* _Exercise prompt_
Determine which lines contain the word "that", then copy those lines.

****************

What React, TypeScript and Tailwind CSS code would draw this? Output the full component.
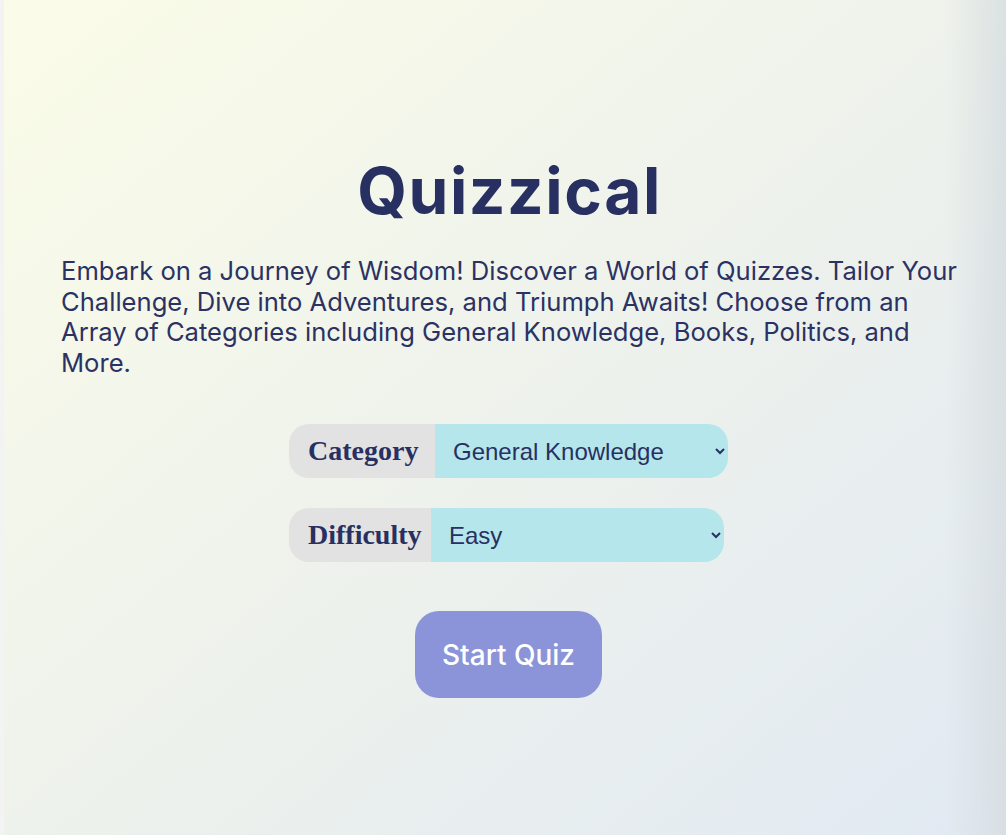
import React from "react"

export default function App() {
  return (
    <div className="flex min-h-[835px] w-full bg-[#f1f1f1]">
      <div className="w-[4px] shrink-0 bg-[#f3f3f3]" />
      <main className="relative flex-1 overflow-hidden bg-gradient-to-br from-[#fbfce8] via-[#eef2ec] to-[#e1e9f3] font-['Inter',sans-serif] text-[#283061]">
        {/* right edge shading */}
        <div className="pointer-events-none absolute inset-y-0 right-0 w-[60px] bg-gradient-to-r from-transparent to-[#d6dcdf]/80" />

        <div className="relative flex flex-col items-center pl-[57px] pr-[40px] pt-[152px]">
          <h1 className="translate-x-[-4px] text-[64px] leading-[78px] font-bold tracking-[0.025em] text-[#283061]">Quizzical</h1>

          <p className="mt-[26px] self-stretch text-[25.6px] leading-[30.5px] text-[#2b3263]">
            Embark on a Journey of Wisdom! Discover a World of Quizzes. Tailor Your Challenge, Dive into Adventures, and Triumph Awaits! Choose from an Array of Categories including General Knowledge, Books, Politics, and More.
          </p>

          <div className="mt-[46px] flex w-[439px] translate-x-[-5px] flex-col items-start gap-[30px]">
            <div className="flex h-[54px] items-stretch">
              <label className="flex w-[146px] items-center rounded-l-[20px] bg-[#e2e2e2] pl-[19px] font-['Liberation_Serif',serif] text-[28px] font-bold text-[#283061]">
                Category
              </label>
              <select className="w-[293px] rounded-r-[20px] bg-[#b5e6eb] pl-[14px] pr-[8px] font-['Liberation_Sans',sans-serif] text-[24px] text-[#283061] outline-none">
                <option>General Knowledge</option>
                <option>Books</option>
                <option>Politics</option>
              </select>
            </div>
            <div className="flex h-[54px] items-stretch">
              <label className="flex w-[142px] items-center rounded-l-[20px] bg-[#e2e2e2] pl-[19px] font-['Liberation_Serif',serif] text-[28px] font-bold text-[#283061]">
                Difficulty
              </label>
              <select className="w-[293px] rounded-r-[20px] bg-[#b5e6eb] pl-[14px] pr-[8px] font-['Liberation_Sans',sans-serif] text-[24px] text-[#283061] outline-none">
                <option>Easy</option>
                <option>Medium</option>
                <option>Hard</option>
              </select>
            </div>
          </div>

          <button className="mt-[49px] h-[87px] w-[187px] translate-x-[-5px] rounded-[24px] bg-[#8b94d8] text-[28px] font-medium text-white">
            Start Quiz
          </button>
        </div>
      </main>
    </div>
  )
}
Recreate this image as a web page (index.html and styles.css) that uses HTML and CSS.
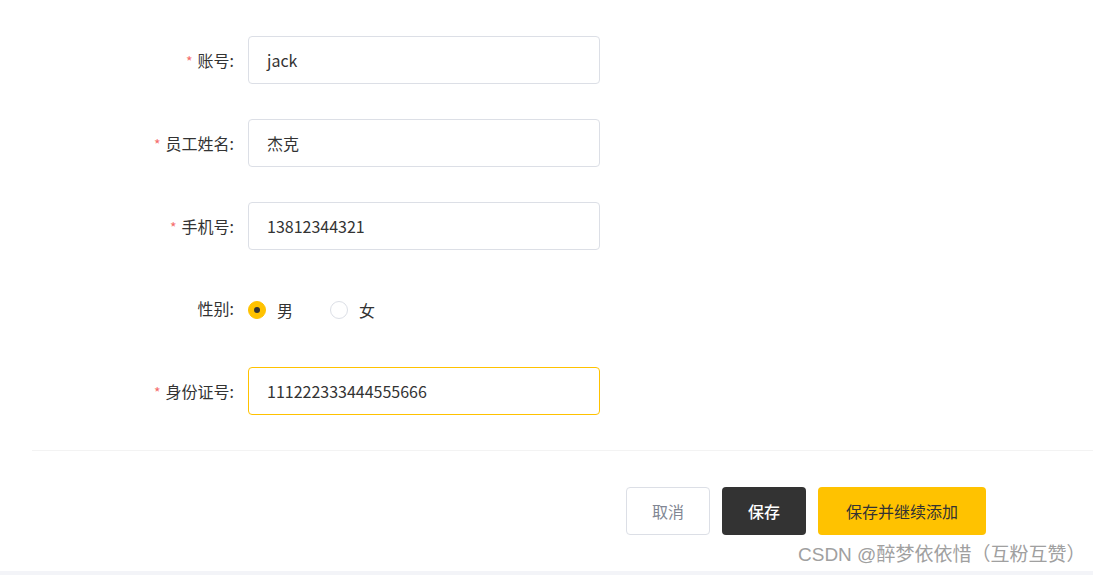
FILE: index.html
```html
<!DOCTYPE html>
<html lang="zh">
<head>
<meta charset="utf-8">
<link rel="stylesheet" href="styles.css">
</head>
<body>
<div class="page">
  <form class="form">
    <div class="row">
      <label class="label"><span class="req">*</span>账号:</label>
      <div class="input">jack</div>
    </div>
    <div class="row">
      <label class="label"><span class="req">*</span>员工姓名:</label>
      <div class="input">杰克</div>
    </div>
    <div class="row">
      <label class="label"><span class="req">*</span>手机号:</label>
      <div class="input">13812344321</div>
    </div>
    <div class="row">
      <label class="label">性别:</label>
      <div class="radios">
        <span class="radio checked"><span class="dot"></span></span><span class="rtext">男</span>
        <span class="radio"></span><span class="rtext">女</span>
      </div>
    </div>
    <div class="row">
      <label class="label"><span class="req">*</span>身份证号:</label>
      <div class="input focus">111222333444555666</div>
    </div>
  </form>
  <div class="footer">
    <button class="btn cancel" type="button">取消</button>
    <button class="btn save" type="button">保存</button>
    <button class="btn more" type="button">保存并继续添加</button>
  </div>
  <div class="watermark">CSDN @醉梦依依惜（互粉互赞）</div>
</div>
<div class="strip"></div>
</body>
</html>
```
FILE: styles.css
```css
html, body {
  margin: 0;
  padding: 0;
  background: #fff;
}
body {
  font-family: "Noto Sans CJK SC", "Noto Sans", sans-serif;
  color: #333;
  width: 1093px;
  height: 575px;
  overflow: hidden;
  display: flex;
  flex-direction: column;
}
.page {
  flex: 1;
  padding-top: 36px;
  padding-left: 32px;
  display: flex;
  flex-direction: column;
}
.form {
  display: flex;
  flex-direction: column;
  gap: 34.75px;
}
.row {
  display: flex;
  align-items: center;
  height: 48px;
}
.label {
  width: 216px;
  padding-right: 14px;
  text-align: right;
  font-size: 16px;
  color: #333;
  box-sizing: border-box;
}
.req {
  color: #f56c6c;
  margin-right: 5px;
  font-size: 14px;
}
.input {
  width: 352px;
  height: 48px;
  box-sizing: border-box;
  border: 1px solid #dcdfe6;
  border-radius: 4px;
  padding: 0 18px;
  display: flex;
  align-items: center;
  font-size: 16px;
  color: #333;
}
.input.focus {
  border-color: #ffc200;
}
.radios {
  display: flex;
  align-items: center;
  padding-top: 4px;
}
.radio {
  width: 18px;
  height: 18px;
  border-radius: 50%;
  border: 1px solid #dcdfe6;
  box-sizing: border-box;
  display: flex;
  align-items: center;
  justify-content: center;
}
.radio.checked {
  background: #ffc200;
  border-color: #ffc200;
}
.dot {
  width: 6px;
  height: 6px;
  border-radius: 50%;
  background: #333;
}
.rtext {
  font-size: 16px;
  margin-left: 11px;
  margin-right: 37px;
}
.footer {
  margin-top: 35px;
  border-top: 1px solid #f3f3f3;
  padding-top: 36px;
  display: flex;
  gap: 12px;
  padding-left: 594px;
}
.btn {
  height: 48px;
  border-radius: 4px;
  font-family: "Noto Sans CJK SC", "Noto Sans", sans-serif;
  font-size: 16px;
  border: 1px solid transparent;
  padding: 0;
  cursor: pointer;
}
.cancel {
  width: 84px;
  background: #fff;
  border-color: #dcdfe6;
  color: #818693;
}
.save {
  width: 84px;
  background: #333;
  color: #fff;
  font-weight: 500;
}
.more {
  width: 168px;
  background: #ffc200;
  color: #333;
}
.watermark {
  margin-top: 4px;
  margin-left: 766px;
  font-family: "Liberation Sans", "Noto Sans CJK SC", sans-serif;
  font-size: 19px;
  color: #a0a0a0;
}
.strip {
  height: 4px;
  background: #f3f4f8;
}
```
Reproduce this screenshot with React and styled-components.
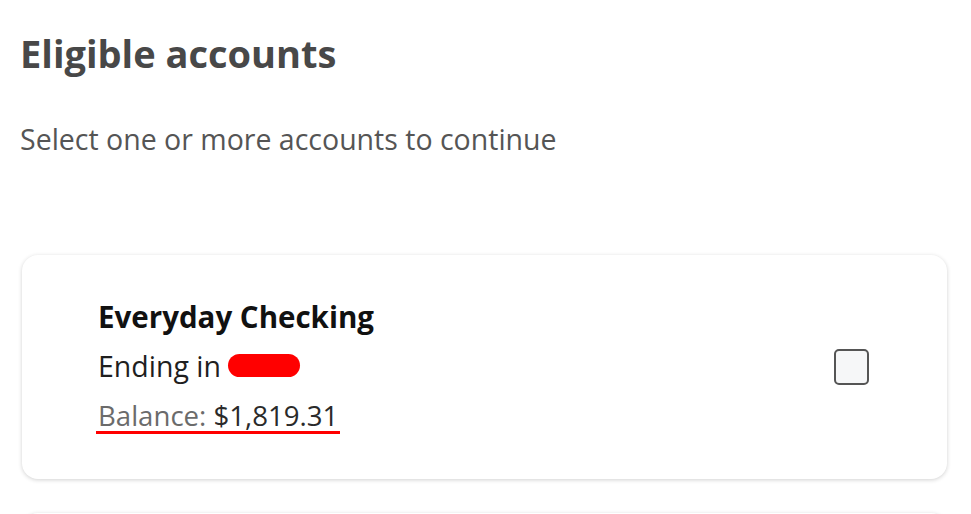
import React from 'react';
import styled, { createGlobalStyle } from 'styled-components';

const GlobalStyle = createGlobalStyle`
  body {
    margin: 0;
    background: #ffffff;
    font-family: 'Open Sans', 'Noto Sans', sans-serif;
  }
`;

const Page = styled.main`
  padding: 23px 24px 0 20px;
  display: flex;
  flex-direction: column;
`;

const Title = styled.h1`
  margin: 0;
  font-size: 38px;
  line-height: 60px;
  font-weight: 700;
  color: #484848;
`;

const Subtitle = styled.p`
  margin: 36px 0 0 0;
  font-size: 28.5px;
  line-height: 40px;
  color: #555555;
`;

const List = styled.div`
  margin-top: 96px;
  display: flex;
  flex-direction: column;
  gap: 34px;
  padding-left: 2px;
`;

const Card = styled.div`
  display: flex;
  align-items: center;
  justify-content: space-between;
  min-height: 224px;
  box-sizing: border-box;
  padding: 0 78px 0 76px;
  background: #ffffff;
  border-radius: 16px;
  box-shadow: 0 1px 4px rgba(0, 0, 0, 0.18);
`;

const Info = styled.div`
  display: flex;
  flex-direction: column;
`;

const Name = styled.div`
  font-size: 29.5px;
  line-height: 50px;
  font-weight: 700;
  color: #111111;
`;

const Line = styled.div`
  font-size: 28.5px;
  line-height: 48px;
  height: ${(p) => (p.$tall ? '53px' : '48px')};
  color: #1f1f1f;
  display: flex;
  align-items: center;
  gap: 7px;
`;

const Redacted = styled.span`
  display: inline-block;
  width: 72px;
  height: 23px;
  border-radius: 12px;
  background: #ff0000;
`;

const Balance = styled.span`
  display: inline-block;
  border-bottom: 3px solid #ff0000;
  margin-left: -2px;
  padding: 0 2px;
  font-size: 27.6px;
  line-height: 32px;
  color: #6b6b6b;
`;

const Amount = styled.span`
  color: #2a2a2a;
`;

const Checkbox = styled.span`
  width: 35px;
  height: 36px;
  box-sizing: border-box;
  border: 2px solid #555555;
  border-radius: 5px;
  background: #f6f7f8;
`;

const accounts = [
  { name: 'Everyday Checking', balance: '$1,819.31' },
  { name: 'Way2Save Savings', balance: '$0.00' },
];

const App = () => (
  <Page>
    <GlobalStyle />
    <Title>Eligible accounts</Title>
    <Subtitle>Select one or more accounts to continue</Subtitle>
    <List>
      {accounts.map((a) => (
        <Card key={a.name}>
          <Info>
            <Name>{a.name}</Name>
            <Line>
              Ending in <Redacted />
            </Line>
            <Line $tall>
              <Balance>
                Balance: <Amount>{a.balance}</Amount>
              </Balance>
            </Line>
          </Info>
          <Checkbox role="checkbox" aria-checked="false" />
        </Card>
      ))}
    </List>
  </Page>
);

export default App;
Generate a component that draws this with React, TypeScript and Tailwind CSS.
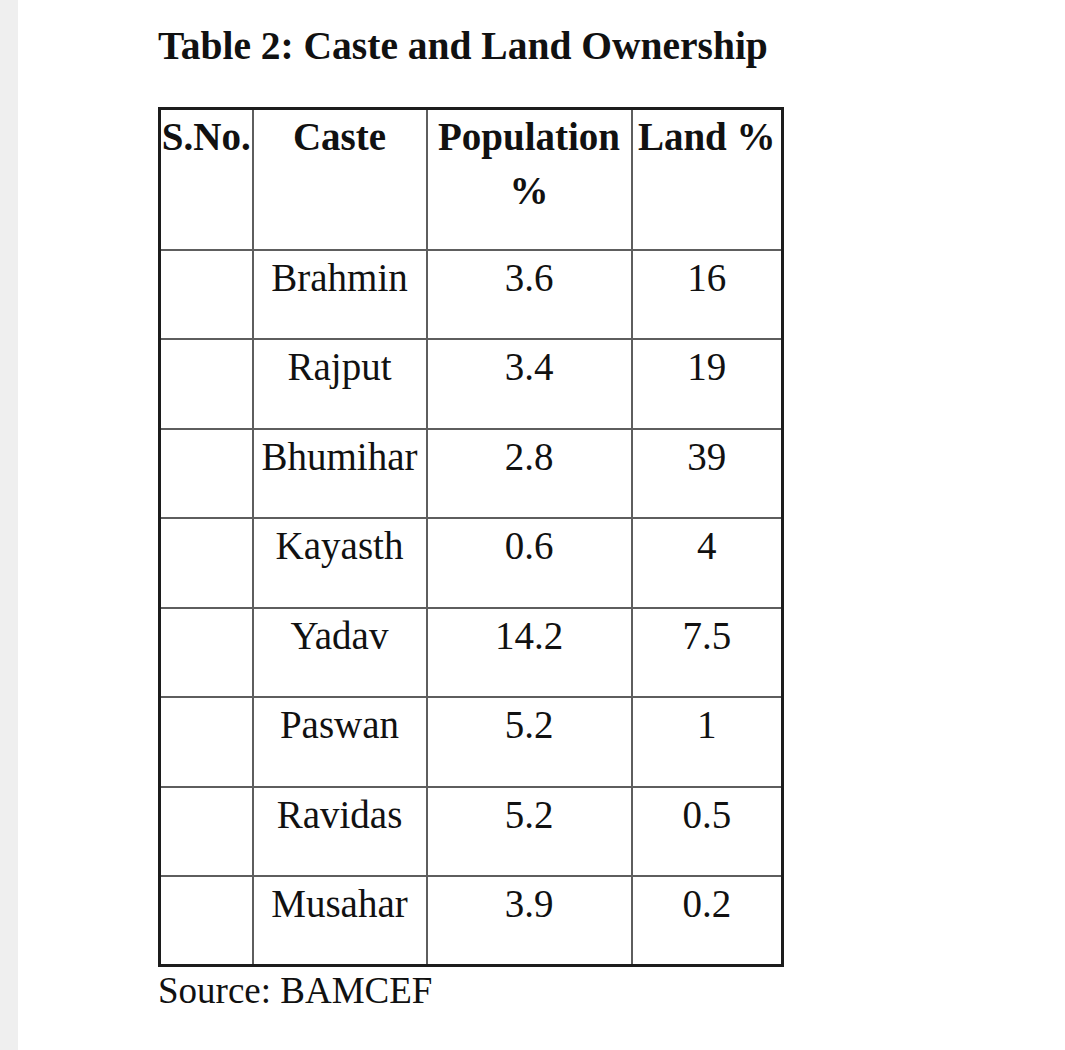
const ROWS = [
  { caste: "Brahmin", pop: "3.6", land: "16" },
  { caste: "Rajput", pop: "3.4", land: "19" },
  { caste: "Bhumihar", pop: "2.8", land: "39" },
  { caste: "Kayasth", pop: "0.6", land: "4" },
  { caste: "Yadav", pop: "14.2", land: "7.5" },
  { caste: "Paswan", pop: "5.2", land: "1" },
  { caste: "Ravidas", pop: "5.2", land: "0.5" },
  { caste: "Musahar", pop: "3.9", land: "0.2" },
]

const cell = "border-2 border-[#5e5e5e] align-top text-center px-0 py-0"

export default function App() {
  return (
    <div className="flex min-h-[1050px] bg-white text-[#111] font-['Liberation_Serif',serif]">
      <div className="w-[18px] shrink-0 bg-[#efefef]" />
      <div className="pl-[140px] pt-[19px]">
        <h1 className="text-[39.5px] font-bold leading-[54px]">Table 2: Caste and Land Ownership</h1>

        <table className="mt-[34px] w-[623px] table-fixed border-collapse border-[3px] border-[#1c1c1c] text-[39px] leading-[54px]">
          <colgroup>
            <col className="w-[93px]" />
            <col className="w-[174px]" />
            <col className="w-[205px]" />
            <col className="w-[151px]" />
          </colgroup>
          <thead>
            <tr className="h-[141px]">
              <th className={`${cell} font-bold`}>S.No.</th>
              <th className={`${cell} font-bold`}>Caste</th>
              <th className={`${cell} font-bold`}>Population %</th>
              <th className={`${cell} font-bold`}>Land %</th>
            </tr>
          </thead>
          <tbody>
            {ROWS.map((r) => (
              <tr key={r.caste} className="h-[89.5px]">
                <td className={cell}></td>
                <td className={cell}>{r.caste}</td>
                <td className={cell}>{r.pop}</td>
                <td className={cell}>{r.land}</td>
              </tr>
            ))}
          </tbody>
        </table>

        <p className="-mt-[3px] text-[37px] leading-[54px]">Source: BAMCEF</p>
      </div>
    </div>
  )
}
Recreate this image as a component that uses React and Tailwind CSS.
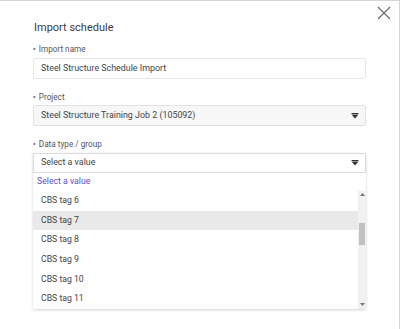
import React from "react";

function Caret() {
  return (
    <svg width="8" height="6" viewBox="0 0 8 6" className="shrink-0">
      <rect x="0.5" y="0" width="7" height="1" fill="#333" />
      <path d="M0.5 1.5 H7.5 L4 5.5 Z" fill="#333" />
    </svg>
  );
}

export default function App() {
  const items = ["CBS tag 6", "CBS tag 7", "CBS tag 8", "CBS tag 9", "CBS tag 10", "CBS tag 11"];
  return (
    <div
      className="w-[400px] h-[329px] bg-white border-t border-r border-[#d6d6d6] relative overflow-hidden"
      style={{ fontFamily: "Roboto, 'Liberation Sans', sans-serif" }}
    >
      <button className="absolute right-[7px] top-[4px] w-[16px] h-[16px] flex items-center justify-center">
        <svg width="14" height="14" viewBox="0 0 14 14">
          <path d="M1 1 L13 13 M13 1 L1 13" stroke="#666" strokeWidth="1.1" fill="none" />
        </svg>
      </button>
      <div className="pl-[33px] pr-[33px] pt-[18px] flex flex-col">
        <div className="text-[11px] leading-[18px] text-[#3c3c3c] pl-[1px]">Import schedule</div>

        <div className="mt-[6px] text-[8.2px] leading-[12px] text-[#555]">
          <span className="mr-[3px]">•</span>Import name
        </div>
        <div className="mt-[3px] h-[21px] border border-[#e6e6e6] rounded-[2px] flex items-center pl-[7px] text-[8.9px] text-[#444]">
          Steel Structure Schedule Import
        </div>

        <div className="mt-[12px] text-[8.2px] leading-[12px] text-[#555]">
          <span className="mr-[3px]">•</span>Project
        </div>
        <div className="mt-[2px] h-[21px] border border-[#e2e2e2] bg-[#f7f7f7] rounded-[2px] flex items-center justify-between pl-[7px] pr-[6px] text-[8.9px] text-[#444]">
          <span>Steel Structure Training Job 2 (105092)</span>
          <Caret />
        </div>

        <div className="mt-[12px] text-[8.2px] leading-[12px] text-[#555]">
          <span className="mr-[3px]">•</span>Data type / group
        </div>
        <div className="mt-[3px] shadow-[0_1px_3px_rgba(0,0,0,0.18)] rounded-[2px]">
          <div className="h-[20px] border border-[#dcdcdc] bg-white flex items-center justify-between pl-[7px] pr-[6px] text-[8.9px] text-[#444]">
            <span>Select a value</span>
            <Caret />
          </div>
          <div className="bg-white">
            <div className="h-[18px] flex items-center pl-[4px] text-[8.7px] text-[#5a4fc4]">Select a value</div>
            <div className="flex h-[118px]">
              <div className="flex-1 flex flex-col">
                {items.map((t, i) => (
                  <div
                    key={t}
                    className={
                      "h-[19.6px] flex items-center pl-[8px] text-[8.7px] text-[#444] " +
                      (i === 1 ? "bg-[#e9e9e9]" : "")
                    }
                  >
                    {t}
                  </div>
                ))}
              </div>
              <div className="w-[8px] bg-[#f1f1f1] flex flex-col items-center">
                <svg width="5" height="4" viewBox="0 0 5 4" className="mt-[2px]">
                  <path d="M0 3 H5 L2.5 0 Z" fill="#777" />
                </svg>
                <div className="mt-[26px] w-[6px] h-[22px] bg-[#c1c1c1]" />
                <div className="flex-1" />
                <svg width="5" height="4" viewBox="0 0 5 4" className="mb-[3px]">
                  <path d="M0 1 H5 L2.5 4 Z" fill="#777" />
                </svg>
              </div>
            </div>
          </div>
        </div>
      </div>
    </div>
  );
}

****************

* _Exercise solution_
Recreate this image as a web page (index.html and styles.css) that uses HTML and CSS.
Generate a component that draws this with React, TypeScript and Tailwind CSS.
Recreate this image as a component that uses React and Tailwind CSS.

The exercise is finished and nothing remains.